Accordingly, respondent’s motion is granted and petitioner’s denied. This case is dismissed for lack of jurisdiction on the ground that the petition was filed late. Sec. 6213(a).

An appropriate order will be entered.

All section references are to the Internal Revenue Code of 1954, as in effect for the year in issue.

SEC. 6212(b). Address for Notice of Deficiency. —

(1) Income and gift taxes and taxes imposed by chapter 42. —In the absence of notice to the Secretary under section 6903 of the existence of a fiduciary relationship, notice of a deficiency in respect of a tax imposed by subtitle A, chapter 12, chapter 42, chapter 43, or chapter 44 if mailed to the taxpayer at his last known address, shall be sufficient for purposes of subtitle A, chapter 12, chapter 42, chapter 43, chapter 44, and this chapter even if such taxpayer is deceased, or is under a legal disability, or, in the case of a corporation, has terminated its existence.
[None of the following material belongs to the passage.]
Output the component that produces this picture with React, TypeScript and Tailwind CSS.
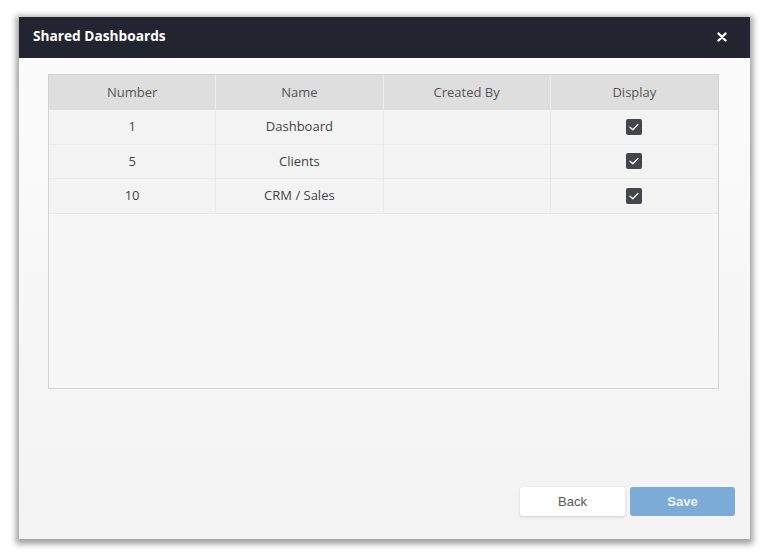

SEC. 6213(a). Time for Filing Pettiton and Restriction on Assessment. —Within 90 days, or 150 days if the notice is addressed to a person outside the United States, after the notice of deficiency authorized in section 6212 is mailed (not counting Saturday, Sunday, or a legal holiday in the District of Columbia as the last day), the taxpayer may file a petition with the Tax Court for a redetermination of the deficiency. Except as otherwise provided in section 6851 or section 6861 no assessment of a deficiency in respect of any tax imposed by subtitle A or B or chapter 41, 42, 43, or 44 and no levy or proceeding in court for its collection shall be made, begun, or prosecuted until such notice has been mailed to the taxpayer, nor until the expiration of such 90-day or 150-day period, as the case may be, nor, if a petition has been filed with the Tax Court, until the decision of the Tax Court has become final. Notwithstanding the provisions of section 7421(a), the making of such assessment or the beginning of such proceeding or levy during the time such prohibition is in force may be enjoined by a proceeding in the proper court.